> [To do]
Look through the lines below and extract any with the word "components".

▬▬▬▬▬▬▬▬▬▬

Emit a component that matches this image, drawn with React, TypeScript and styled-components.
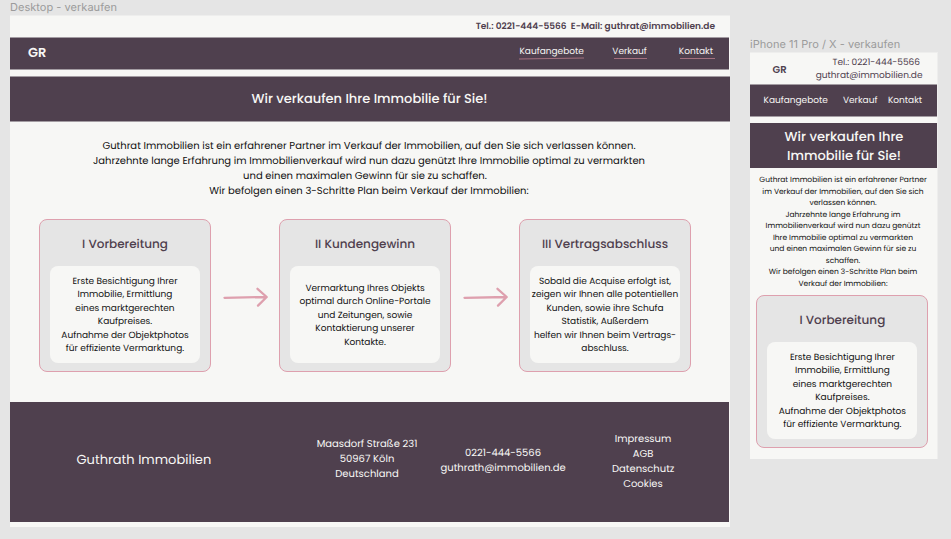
import React from 'react';
import styled, { createGlobalStyle } from 'styled-components';

const color = {
  canvas: '#e5e5e5',
  paper: '#f7f7f5',
  paperEdge: '#eeeeed',
  plum: '#4f404e',
  plumSoft: '#a39ca2',
  rose: '#dea0ae',
  roseDim: '#a3717f',
  ink: '#111111',
  label: '#9b9b9b',
};

const GlobalStyle = createGlobalStyle`
  * { box-sizing: border-box; }
  body {
    margin: 0;
    background: ${color.canvas};
    font-family: Poppins, Inter, sans-serif;
    font-size: 9px;
    line-height: 13.5px;
    color: ${color.ink};
    text-rendering: geometricPrecision;
    -webkit-font-smoothing: antialiased;
  }
`;

const Canvas = styled.div`
  display: flex;
  align-items: flex-start;
  gap: 20px;
  width: 951px;
  height: 539px;
  padding-left: 10px;
  overflow: hidden;
  background: ${color.canvas};
`;

const Artboard = styled.section<{ $width: number; $top: number }>`
  flex: none;
  width: ${(p) => p.$width}px;
  padding-top: ${(p) => p.$top}px;
`;

const ArtboardLabel = styled.div`
  height: 15px;
  font-family: Inter, sans-serif;
  font-size: 11px;
  line-height: 15px;
  letter-spacing: 0.03px;
  color: ${color.label};
  white-space: nowrap;
`;

const Frame = styled.div<{ $height: number }>`
  height: ${(p) => p.$height}px;
  border-top: 1px solid ${color.paperEdge};
  background: ${color.paper};
`;

const ContactBar = styled.div`
  height: 21px;
  padding: 5px 15px 0 0;
  text-align: right;
  font-weight: 600;
  color: ${color.plum};
  white-space: pre;
`;

const NavBar = styled.nav`
  display: flex;
  align-items: center;
  width: 719px;
  height: 33px;
  padding-left: 18px;
  border: solid ${color.plumSoft};
  border-width: 1px 0;
  background: ${color.plum};
  color: ${color.paper};
`;

const Logo = styled.div<{ $size: number; $raise?: number }>`
  padding-bottom: ${(p) => p.$raise ?? 0}px;
  font-size: ${(p) => p.$size}px;
  line-height: 1.5;
  font-weight: 600;
`;

const NavLinks = styled.div`
  display: flex;
  gap: 28.5px;
  margin: 0 6px 1px auto;
`;

const NavLink = styled.a<{ $gapAfter?: number }>`
  position: relative;
  margin-right: ${(p) => p.$gapAfter ?? 0}px;
  white-space: nowrap;
`;

const Underline = styled.svg<{ $left: number }>`
  position: absolute;
  left: ${(p) => p.$left}px;
  top: 10.75px;
  overflow: visible;
  fill: none;
  stroke: ${color.roseDim};
`;

const Banner = styled.h1`
  display: flex;
  align-items: center;
  justify-content: center;
  height: 46px;
  margin: 6px 0 0;
  padding-right: 1px;
  border: solid ${color.plumSoft};
  border-width: 1px 0;
  background: ${color.plum};
  color: ${color.paper};
  font-size: 13px;
  line-height: 19.5px;
  font-weight: 500;
  text-align: center;
`;

const Intro = styled.p`
  height: 60px;
  margin: 16px 0 0;
  padding-right: 2px;
  font-size: 10px;
  line-height: 15px;
  text-align: center;
  white-space: nowrap;
`;

const Steps = styled.div`
  display: flex;
  align-items: center;
  margin: 21px 0 0 29px;
`;

const Card = styled.article`
  flex: none;
  display: flex;
  flex-direction: column;
  align-items: center;
  width: 172px;
  height: 153px;
  padding-top: 15px;
  border: 1px solid ${color.rose};
  border-radius: 8px;
  background: ${color.canvas};
  text-align: center;
`;

const CardTitle = styled.h2`
  height: 19px;
  margin: 0 0 12px;
  font-size: 12px;
  line-height: 19px;
  font-weight: 500;
  color: ${color.plum};
`;

const CardBody = styled.div`
  display: flex;
  align-items: center;
  justify-content: center;
  width: 150px;
  height: 97px;
  padding-top: 3.5px;
  border-radius: 8px;
  background: ${color.paper};
  white-space: nowrap;
`;

const ArrowIcon = styled.svg`
  flex: none;
  margin: 2px 11px 0 12px;
  fill: none;
  stroke: ${color.rose};
  stroke-width: 2.3;
  stroke-linecap: round;
  stroke-linejoin: round;
`;

const Footer = styled.footer`
  display: flex;
  align-items: center;
  width: 719px;
  height: 120px;
  margin-top: 30px;
  padding-left: 66.5px;
  background: ${color.plum};
  color: ${color.paper};
  font-size: 10px;
  line-height: 15px;
  text-align: center;
  white-space: nowrap;
`;

const FooterBlock = styled.div<{ $width: number; $before: number; $raise?: number }>`
  flex: none;
  width: ${(p) => p.$width}px;
  margin-left: ${(p) => p.$before}px;
  padding-bottom: ${(p) => p.$raise ?? 0}px;
`;

const FooterBrand = styled.div`
  flex: none;
  width: 134px;
  padding-bottom: 5px;
  font-size: 13px;
  line-height: 19.5px;
`;

const PhoneFrame = styled(Frame)`
  width: 188px;
  border-right: 1px solid ${color.paperEdge};
`;

const PhoneHeader = styled.header`
  display: flex;
  align-items: center;
  justify-content: space-between;
  height: 31px;
  padding: 3px 14.5px 0 22.5px;
  color: ${color.plum};
`;

const PhoneContact = styled.div`
  padding-top: 0.5px;
  text-align: right;
`;

const PhoneTel = styled.div`
  padding-right: 2.5px;
`;

const PhoneNav = styled.nav`
  display: flex;
  align-items: center;
  height: 33px;
  padding: 2px 0 0 13.5px;
  border: solid ${color.plumSoft};
  border-width: 1px 0;
  background: ${color.plum};
  color: ${color.paper};
`;

const PhoneBanner = styled(Banner)`
  height: 45px;
  padding: 1px 0 0 1px;
  border: 0;
`;

const PhoneIntro = styled.p`
  height: 115px;
  margin: 6px 0 6px;
  padding-right: 1px;
  font-size: 7.5px;
  line-height: 11.5px;
  text-align: center;
  white-space: nowrap;
`;

const PhoneCards = styled.div`
  padding-left: 6.4px;
`;

const Lines = ({ text }: { text: string[] }) => (
  <span>
    {text.map((line, i) => (
      <React.Fragment key={line}>
        {i > 0 && <br />}
        {line}
      </React.Fragment>
    ))}
  </span>
);

const steps = [
  {
    title: 'I Vorbereitung',
    text: [
      'Erste Besichtigung Ihrer',
      'Immobilie, Ermittlung',
      'eines marktgerechten',
      'Kaufpreises.',
      'Aufnahme der Objektphotos',
      'für effiziente Vermarktung.',
    ],
  },
  {
    title: 'II Kundengewinn',
    text: [
      'Vermarktung Ihres Objekts',
      'optimal durch Online-Portale',
      'und Zeitungen, sowie',
      'Kontaktierung unserer',
      'Kontakte.',
    ],
  },
  {
    title: 'III Vertragsabschluss',
    text: [
      'Sobald die Acquise erfolgt ist,',
      'zeigen wir Ihnen alle potentiellen',
      'Kunden, sowie ihre Schufa',
      'Statistik, Außerdem',
      'helfen wir Ihnen beim Vertrags-',
      'abschluss.',
    ],
  },
];

const StepCard = ({ step }: { step: (typeof steps)[number] }) => (
  <Card>
    <CardTitle>{step.title}</CardTitle>
    <CardBody>
      <Lines text={step.text} />
    </CardBody>
  </Card>
);

const Arrow = () => (
  <ArrowIcon width="45" height="20" viewBox="0 0 45 20">
    <path d="M1.5 10.8 L43.5 10 M34.5 1.8 L43.7 10 L35 18.6" />
  </ArrowIcon>
);

export default function App() {
  return (
    <Canvas>
      <GlobalStyle />
      <Artboard $width={720} $top={0}>
        <ArtboardLabel>Desktop - verkaufen</ArtboardLabel>
        <Frame $height={512}>
          <ContactBar>{'Tel.: 0221-444-5566  E-Mail: guthrat@immobilien.de'}</ContactBar>
          <NavBar>
            <Logo $size={13} $raise={2}>GR</Logo>
            <NavLinks>
              <NavLink>
                Kaufangebote
                <Underline $left={0} width="65" height="3">
                  <path d="M0 2 L65 1" />
                </Underline>
              </NavLink>
              <NavLink $gapAfter={3.5}>
                Verkauf
                <Underline $left={2} width="33" height="3">
                  <path d="M0 1.5 H33" />
                </Underline>
              </NavLink>
              <NavLink $gapAfter={10}>
                Kontakt
                <Underline $left={1} width="35" height="3">
                  <path d="M0 1.5 H35" />
                </Underline>
              </NavLink>
            </NavLinks>
          </NavBar>
          <Banner>Wir verkaufen Ihre Immobilie für Sie!</Banner>
          <Intro>
            <Lines
              text={[
                'Guthrat Immobilien ist ein erfahrener Partner im Verkauf der Immobilien, auf den Sie sich verlassen können.',
                'Jahrzehnte lange Erfahrung im Immobilienverkauf wird nun dazu genützt Ihre Immobilie optimal zu vermarkten',
                'und einen maximalen Gewinn für sie zu schaffen.\u00a0\u00a0\u00a0',
                'Wir befolgen einen 3-Schritte Plan beim Verkauf der Immobilien:',
              ]}
            />
          </Intro>
          <Steps>
            <StepCard step={steps[0]} />
            <Arrow />
            <StepCard step={steps[1]} />
            <Arrow />
            <StepCard step={steps[2]} />
          </Steps>
          <Footer>
            <FooterBrand>Guthrath Immobilien</FooterBrand>
            <FooterBlock $width={101} $before={106} $raise={7}>
              <Lines text={['Maasdorf Straße 231', '50967 Köln', 'Deutschland']} />
            </FooterBlock>
            <FooterBlock $width={125} $before={23} $raise={5}>
              <Lines text={['0221-444-5566', 'guthrath@immobilien.de']} />
            </FooterBlock>
            <FooterBlock $width={62} $before={46.5} $raise={2}>
              <Lines text={['Impressum', 'AGB', 'Datenschutz', 'Cookies']} />
            </FooterBlock>
          </Footer>
        </Frame>
      </Artboard>
      <Artboard $width={188} $top={37}>
        <ArtboardLabel>iPhone 11 Pro / X - verkaufen</ArtboardLabel>
        <PhoneFrame $height={407}>
          <PhoneHeader>
            <Logo $size={10} $raise={1}>GR</Logo>
            <PhoneContact>
              <PhoneTel>Tel.: 0221-444-5566</PhoneTel>
              <div>guthrat@immobilien.de</div>
            </PhoneContact>
          </PhoneHeader>
          <PhoneNav>
            <NavLink $gapAfter={15}>Kaufangebote</NavLink>
            <NavLink $gapAfter={10.5}>Verkauf</NavLink>
            <NavLink>Kontakt</NavLink>
          </PhoneNav>
          <PhoneBanner>
            <Lines text={['Wir verkaufen Ihre', 'Immobilie für Sie!']} />
          </PhoneBanner>
          <PhoneIntro>
            <Lines
              text={[
                'Guthrat Immobilien ist ein erfahrener Partner',
                'im Verkauf der Immobilien, auf den Sie sich',
                'verlassen können.',
                'Jahrzehnte lange Erfahrung im',
                'Immobilienverkauf wird nun dazu genützt',
                'Ihre Immobilie optimal zu vermarkten',
                'und einen maximalen Gewinn für sie zu',
                'schaffen.',
                'Wir befolgen einen 3-Schritte Plan beim',
                'Verkauf der Immobilien:',
              ]}
            />
          </PhoneIntro>
          <PhoneCards>
            <StepCard step={steps[0]} />
          </PhoneCards>
        </PhoneFrame>
      </Artboard>
    </Canvas>
  );
}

▬▬▬▬▬▬▬▬▬▬

> [Complete answer]
Emit a component that matches this image, drawn with React, TypeScript and styled-components.
import styled, { createGlobalStyle } from 'styled-components';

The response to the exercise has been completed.